The exercise: All lines holding the string "components" are to be shown.

Web page code records:

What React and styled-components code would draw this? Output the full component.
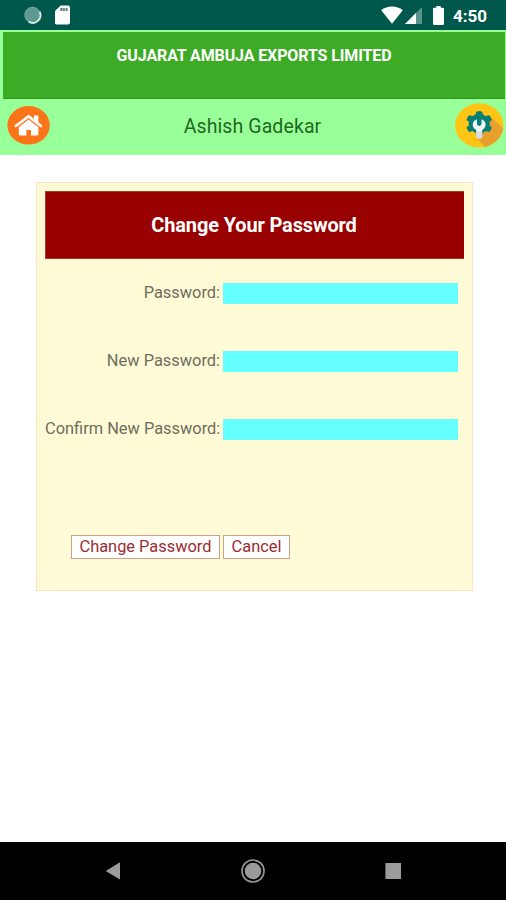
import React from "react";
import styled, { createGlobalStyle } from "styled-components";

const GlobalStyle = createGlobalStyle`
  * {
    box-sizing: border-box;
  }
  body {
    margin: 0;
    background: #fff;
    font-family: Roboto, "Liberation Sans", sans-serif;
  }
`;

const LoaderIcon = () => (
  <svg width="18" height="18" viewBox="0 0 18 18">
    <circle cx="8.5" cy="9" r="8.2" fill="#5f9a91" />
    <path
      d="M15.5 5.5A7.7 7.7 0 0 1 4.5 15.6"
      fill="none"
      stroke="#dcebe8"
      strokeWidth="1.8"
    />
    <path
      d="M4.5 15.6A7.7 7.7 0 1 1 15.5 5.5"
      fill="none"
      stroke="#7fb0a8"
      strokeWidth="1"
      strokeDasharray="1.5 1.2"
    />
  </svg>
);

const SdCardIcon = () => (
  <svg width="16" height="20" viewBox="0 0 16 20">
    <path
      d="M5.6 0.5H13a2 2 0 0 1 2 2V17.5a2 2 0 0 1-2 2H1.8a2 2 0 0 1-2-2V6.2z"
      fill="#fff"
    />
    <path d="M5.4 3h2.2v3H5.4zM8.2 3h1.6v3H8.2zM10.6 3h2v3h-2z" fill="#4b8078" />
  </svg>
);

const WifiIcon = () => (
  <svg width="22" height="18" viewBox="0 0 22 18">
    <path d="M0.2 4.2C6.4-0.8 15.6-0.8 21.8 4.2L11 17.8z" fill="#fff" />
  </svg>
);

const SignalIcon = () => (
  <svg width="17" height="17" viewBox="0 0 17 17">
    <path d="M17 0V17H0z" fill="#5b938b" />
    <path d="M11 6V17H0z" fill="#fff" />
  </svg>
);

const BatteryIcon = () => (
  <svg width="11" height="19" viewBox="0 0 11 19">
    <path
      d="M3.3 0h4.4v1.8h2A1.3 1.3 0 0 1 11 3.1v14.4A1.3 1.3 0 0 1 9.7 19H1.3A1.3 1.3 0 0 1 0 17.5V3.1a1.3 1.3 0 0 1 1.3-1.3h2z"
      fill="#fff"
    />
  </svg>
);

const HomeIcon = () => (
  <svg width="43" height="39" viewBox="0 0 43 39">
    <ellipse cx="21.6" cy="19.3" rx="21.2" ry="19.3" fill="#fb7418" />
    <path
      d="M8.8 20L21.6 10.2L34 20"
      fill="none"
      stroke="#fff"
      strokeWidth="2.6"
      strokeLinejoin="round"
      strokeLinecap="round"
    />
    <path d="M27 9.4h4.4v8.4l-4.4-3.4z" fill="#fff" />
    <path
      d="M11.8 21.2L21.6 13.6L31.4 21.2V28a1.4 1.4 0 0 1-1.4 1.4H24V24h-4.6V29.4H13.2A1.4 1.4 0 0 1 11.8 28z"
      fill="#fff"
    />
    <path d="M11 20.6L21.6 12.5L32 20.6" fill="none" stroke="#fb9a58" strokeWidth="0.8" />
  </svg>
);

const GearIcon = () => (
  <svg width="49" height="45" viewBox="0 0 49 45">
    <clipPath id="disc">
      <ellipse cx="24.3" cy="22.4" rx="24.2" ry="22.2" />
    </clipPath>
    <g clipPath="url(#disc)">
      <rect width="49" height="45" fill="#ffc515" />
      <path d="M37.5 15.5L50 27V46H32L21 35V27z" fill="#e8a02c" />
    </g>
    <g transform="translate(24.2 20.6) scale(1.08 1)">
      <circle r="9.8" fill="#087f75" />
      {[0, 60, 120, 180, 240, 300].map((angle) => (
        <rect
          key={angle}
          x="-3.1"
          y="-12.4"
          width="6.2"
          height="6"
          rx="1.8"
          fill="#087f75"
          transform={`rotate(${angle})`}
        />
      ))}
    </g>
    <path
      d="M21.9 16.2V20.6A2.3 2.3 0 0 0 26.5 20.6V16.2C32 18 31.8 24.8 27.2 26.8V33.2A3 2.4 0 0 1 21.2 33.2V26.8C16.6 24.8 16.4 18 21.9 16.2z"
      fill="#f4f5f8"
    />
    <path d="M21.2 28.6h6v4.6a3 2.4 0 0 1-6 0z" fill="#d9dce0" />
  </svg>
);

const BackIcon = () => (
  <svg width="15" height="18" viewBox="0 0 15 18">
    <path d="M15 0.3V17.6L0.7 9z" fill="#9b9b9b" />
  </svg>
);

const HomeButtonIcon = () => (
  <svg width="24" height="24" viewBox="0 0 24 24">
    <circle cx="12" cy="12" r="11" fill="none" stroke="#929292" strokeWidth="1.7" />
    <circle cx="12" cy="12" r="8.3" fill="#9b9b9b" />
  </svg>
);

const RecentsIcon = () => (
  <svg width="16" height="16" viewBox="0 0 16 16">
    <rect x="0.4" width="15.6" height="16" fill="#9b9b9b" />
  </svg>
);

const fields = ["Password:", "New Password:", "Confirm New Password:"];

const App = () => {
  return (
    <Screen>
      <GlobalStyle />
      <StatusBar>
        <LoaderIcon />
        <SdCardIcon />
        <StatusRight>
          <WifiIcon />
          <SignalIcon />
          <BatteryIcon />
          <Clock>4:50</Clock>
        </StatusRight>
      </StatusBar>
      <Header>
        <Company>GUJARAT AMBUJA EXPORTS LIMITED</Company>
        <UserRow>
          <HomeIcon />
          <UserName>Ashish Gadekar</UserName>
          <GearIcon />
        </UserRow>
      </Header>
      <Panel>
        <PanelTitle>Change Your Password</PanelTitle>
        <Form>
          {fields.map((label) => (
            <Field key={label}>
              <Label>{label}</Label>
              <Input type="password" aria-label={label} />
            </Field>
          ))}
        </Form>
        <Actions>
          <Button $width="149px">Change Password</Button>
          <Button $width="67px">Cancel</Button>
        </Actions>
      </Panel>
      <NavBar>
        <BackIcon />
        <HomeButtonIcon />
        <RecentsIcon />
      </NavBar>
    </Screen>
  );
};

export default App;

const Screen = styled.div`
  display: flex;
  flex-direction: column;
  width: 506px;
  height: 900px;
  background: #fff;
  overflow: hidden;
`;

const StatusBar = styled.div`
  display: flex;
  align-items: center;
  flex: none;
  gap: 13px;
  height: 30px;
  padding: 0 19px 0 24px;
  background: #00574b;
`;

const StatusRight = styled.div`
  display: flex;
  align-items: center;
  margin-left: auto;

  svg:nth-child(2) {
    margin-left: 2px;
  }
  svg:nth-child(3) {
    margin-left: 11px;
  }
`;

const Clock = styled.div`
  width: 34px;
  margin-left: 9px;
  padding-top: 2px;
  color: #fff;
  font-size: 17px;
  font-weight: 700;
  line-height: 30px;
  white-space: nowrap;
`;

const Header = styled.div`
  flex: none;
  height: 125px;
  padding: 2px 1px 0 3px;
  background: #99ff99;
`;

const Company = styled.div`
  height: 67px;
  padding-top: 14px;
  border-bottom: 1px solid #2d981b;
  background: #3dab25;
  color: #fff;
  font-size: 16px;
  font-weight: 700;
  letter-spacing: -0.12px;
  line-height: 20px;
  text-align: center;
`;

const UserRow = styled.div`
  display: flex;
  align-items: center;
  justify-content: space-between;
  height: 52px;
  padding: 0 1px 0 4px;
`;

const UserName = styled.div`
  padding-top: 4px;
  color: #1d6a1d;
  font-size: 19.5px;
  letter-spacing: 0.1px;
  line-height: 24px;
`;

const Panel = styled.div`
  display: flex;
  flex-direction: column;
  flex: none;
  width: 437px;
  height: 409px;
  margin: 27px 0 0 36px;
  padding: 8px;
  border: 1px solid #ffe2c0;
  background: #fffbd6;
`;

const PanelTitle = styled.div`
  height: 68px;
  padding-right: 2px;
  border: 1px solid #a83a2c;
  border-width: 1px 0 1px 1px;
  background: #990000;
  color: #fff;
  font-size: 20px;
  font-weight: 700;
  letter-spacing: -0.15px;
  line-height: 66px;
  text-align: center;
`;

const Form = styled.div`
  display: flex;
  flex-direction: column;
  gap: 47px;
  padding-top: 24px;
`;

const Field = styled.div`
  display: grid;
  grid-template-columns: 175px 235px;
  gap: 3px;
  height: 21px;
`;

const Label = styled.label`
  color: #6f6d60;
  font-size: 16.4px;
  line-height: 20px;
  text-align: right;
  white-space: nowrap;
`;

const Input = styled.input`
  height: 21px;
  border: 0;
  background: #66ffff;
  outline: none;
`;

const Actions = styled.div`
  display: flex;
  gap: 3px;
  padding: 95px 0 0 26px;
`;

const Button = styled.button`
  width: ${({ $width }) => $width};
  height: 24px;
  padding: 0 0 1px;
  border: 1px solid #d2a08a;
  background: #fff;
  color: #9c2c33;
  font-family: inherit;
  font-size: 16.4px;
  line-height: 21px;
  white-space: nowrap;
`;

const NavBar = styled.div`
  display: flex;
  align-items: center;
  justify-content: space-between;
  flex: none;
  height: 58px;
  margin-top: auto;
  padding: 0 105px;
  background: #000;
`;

--

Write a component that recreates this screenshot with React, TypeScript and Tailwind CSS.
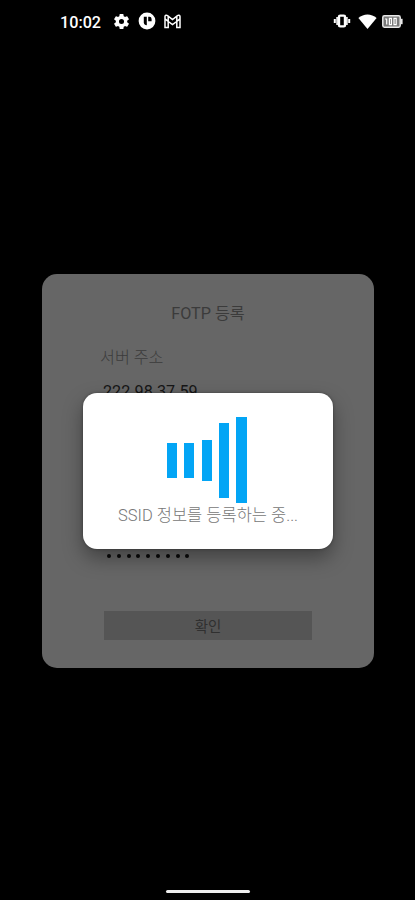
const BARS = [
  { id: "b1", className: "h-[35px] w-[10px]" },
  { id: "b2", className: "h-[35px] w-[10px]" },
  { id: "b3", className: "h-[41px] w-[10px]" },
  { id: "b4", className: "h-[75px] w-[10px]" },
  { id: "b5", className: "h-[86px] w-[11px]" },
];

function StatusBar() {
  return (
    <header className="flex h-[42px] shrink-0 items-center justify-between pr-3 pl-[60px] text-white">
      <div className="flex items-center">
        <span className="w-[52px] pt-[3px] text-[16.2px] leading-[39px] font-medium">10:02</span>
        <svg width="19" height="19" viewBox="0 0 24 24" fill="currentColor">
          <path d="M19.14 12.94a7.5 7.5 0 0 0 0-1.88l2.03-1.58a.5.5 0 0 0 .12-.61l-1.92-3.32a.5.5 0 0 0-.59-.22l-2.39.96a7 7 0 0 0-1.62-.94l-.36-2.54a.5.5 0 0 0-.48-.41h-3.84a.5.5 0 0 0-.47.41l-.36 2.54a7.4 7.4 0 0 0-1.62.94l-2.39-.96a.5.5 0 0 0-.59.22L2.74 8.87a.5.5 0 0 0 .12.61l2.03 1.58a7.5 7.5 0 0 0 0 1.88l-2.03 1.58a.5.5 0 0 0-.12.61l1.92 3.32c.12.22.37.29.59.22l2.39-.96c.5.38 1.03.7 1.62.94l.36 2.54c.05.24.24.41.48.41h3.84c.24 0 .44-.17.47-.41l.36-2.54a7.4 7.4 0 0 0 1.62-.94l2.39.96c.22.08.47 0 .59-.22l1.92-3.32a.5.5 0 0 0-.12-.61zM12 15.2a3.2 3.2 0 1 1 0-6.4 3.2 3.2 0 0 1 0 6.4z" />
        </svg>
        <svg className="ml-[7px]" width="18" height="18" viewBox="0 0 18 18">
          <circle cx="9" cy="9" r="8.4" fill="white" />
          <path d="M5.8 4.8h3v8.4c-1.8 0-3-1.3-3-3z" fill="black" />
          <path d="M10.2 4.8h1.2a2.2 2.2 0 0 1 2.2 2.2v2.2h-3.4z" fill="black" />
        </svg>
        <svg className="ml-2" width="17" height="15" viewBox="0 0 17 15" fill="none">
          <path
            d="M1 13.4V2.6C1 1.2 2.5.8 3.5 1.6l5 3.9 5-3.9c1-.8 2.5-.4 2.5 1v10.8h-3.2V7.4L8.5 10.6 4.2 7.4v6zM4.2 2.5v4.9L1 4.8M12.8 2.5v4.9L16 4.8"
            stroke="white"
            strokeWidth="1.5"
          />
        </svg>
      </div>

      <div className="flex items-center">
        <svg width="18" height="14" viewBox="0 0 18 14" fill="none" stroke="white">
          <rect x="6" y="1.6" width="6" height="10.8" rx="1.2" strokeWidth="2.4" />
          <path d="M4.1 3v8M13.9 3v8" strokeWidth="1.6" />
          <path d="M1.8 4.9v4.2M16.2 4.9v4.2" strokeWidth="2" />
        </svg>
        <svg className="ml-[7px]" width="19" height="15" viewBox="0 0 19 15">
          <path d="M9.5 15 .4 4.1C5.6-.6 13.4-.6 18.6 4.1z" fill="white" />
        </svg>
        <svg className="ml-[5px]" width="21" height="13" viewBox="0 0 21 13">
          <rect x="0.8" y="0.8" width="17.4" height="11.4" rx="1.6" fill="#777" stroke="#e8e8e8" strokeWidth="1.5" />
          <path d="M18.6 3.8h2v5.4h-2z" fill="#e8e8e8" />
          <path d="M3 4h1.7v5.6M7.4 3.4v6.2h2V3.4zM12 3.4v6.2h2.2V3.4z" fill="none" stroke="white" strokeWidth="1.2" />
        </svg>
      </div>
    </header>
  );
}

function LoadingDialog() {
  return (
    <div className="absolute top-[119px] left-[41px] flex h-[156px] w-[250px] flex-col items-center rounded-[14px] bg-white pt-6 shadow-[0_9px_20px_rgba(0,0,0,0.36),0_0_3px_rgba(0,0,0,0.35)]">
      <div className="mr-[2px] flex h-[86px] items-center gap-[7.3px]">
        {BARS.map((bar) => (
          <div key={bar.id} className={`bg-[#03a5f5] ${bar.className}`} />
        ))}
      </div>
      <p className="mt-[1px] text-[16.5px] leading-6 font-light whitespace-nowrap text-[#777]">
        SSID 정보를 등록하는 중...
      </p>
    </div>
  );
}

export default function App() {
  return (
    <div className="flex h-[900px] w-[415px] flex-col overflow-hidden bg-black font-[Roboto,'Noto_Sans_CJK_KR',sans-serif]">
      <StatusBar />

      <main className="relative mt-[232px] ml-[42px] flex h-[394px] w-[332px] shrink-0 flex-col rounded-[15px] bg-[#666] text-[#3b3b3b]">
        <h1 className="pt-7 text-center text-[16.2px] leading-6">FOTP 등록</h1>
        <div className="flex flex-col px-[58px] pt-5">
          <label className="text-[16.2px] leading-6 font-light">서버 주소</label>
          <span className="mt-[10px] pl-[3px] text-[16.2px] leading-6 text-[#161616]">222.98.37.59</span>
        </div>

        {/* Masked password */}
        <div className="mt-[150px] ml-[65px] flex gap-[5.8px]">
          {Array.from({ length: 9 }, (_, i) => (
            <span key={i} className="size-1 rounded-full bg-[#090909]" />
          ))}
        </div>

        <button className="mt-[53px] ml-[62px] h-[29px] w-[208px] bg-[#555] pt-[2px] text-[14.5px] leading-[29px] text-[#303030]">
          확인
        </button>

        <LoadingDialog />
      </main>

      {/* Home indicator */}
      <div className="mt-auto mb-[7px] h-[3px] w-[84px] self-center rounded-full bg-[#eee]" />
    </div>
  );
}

Task solution:
What React and styled-components code would draw this? Output the full component.
import styled, { createGlobalStyle } from "styled-components";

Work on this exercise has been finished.